The country’s past growth has also had a strong showing, especially after rebasing its economy. Average annual growth for 2007 to 2013 was 5% in the new GDP series, up from 4.3% in the old series. This single event also increased its economic size by 25% to an estimated $55.2 billion making it the ninth largest in Africa (up from 12th, surpassing Ghana, Tunisia and Ethiopia) and fifth largest in sub-Saharan Africa (after Nigeria, South Africa, Angola and Sudan).

Relative growth comparisons also show an above average performance. Average growth between 2010 and 2013 stands at 6.2% compared to a 5.3% average for sub-Saharan Africa. The IMF’s latest Regional Economic Outlook: Sub-Saharan Africa projects regional growth at 4.5% this year, which is two percentage points lower than its Kenyan forecast. The World Banks’s Country Director for Kenya, Diarietou Gaye, cited the country’s expansive fiscal and monetary policies as having played a huge role in making Kenya the growth center of East Africa.

To add to the momentum, the recent renewal of the African Growth and Opportunity Act (AGOA) by United States President Barack Obama for a further 10 years further supports the growth story. Kenya, which is already a leading exporter of garments to the United States, expects to earn about $10 billion before the 10 years are over. With the new deal, Kenya also expects to offset sluggish demand from its traditional European export markets which have struggled in recent years. Through AGOA, Kenya can also hope to generate the much needed foreign exchange revenues to help narrow its widening current account deficit currently standing at about 10% of GDP.

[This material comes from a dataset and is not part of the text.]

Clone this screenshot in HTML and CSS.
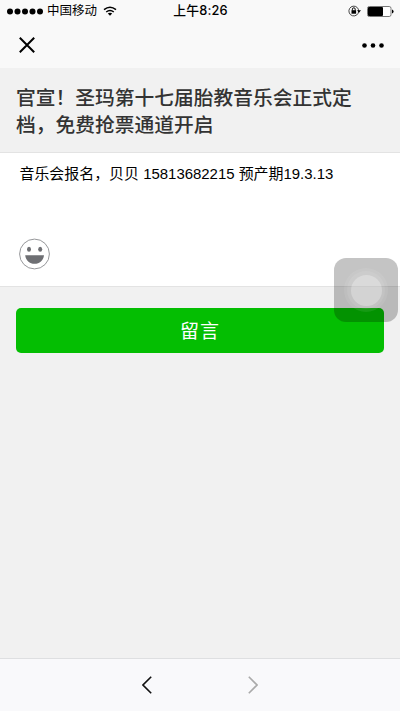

However, risks exist. Security concerns have seriously affected the tourism sector, a key foreign exchange earner. Contraction in the sector is partly blamed for the slowed GDP growth. Data from the Economic Survey 2015 indicates that earnings from tourism were down 7.3% to 918 million. Agriculture, which accounts for around 25% of the economy, is another sector that has had mixed performance. Often vulnerable to bad weather and volatile world commodity prices, the sector frequently suffers from fluctuating production and revenue levels.

The manufacturing sector also had a less than optimal performance. Commenting on the KEU report, the World Bank’s Finance and Private Sector Development Specialist, and a co-author of the report, Maria Paulina Mogollon, cautioned Kenya on the need to increase competitiveness of its manufacturing sector so that the country can grow, export, and create much-needed jobs. In recent years, manufacturing’s contribution to Kenyan exports and growth has lagged.

Despite the challenges, Kenya still has a good chance to become Africa’s great success story. From its growing and youthful population, stable macro-economic environment, a dynamic private sector, a new constitution and its pivotal role in East Africa, Kenya is undoubtedly the new regional growth center.